Evaluation model N entities × M policies (parallel)

Termination Guaranteed (forward-only jumps)

CPU/GPU agreement Verified (all 59 opcodes)

CPL tests 288

What CEPS Means

CEPS stands for Compliance Policy Evaluations Per Second. One evaluation is a single entity assessed against one policy. The engine evaluates all entities against all policies in parallel. The measured figure is 190 million CEPS at a dispatch batch of 4,096 entities on an RTX 5090, timed end to end including host-to-device transfer, kernel execution, device-to-host readback, Merkle construction and Ed25519 signing. A regression floor of 100 million CEPS is enforced in continuous integration. The figure is measured at that batch size and is not extrapolated to the 500,000-entity cycle, which is reported separately as wall-clock above.

The key metric for AML monitoring is not raw throughput but latency from event to triage. An alert that takes 24 hours to reach an analyst is an alert that arrives after the money has moved. The engine produces a complete triage decision in 4.93ms: 12 microseconds for ingestion into the semantic entity graph, 271 microseconds for GPU policy evaluation, and 4.64ms for AI agent triage. Total: 4.93ms.

This matters for real-time payment rails. SEPA Instant requires settlement in under 10 seconds. The engine evaluates the transaction in under 10 milliseconds. The agent triage decision is available before the settlement window closes.

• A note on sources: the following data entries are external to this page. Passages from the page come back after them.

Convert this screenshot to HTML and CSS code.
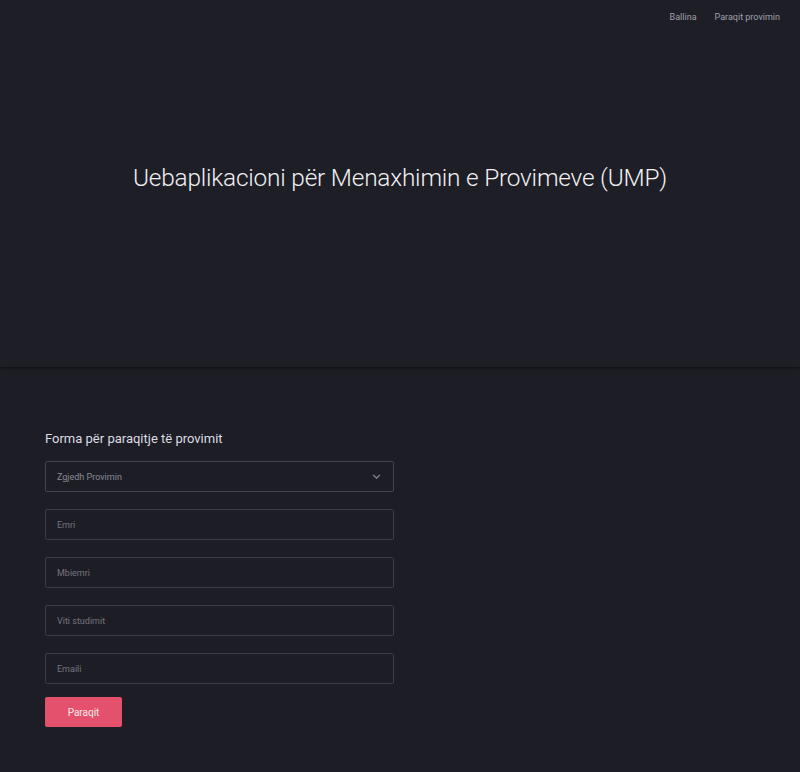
FILE: index.html
```html
<!DOCTYPE html>
<html lang="sq">
<head>
<meta charset="utf-8">
<title>UMP</title>
<link rel="stylesheet" href="styles.css">
</head>
<body>
<header class="hero">
  <nav class="nav">
    <a href="#">Ballina</a>
    <a href="#">Paraqit provimin</a>
  </nav>
  <h1 class="title">Uebaplikacioni për Menaxhimin e Provimeve (UMP)</h1>
</header>
<main class="main">
  <form class="form">
    <h2 class="form-title">Forma për paraqitje të provimit</h2>
    <div class="field select">
      <span class="ph">Zgjedh Provimin</span>
      <svg class="chev" width="9" height="5" viewBox="0 0 10 6"><path d="M1 1l4 4 4-4" fill="none" stroke="#8a8a94" stroke-width="1.5"/></svg>
    </div>
    <div class="field"><span class="ph">Emri</span></div>
    <div class="field"><span class="ph">Mbiemri</span></div>
    <div class="field"><span class="ph">Viti studimit</span></div>
    <div class="field"><span class="ph">Emaili</span></div>
    <button type="button" class="btn">Paraqit</button>
  </form>
</main>
</body>
</html>
```
FILE: styles.css
```css
* { box-sizing: border-box; }
html, body { margin: 0; padding: 0; }
body {
  background: #1d1d26;
  font-family: Roboto, "Liberation Sans", sans-serif;
  color: #e6e6ea;
  height: 772px;
  overflow: hidden;
}
.hero {
  height: 367px;
  background: #1e1e27;
  box-shadow: 0 1px 3px rgba(0,0,0,0.6);
  position: relative;
  display: flex;
  flex-direction: column;
}
.nav {
  display: flex;
  justify-content: flex-end;
  gap: 18px;
  padding: 12px 20px 0 0;
}
.nav a {
  color: #a0a0aa;
  font-size: 9px;
  text-decoration: none;
}
.title {
  margin: 141px 0 0 0;
  text-align: center;
  font-weight: 300;
  font-size: 24.4px;
  color: #f0f0f2;
  letter-spacing: -0.2px;
}
.main {
  padding: 64px 0 0 45px;
}
.form {
  width: 349px;
  display: flex;
  flex-direction: column;
}
.form-title {
  margin: 0 0 15px 0;
  font-weight: 400;
  font-size: 13px;
  color: #dcdce2;
}
.field {
  height: 31px;
  border: 1px solid #3b3b45;
  border-radius: 2px;
  display: flex;
  align-items: center;
  justify-content: space-between;
  padding: 0 11px;
  margin-bottom: 17px;
}
.field.select { border-color: #44444e; }
.ph {
  font-size: 9px;
  color: #75757f;
}
.select .ph { color: #8a8a94; }
.chev { margin-right: 1px; }
.btn {
  align-self: flex-start;
  width: 77px;
  height: 30px;
  margin-top: -4px;
  background: #e3516c;
  border: none;
  border-radius: 2px;
  color: #f8e8ec;
  font-family: Roboto, "Liberation Sans", sans-serif;
  font-size: 10px;
}
```
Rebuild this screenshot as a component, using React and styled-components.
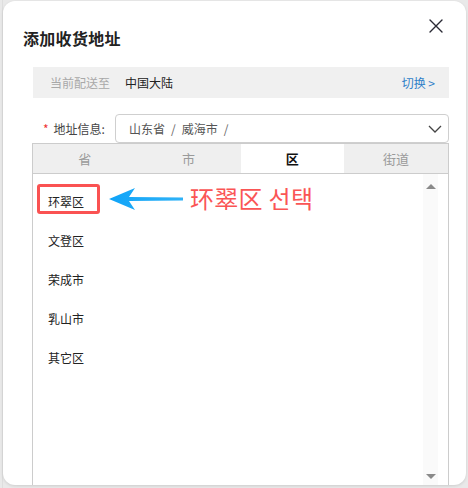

500K entities × 100 policies = 50 million evaluations in under 2 seconds. Millions of times faster than a 24-hour batch cycle.

Policy Set Composition

The benchmark used a 29-policy set (100 rules) modelled on a Tier-1 bank's production monitoring requirements, spanning 6 compliance domains:

AML Transaction Monitoring

Structuring detection, velocity analysis, counterparty risk, geographic risk

Sanctions Screening

Name matching, list-based screening, fuzzy matching thresholds

Fraud Detection

Anomaly scoring, device correlation, behavioural deviation

KYC/KYB

Customer risk classification, beneficial ownership verification, PEP screening

Correspondent Banking

Nested correspondent detection, payment chain analysis, jurisdiction risk

Trade-Based Money Laundering

Invoice manipulation, over/under pricing, phantom shipments

Regulatory Reporting

SAR trigger conditions, threshold-based filing requirements, cross-domain aggregation

These are representative compliance domains. The specific rules, thresholds, and scenarios are not disclosed. The policy set is designed to reflect the breadth and complexity of a real Tier-1 bank monitoring configuration.

Results

Single Node — Entity Evaluation at Scale

< 2s

500K entities × 100 policies (1,584ms)

190M

CEPS at batch 4,096 (CI floor 100M)

< 10ms

Alert lifecycle: ingestion to triage

Alert lifecycle breakdown: semantic graph ingestion 12µs → GPU policy evaluation 271µs → AI agent triage 4,644µs → total 4.93ms

Scaling: Linear confirmed. 2× entities = 2× time.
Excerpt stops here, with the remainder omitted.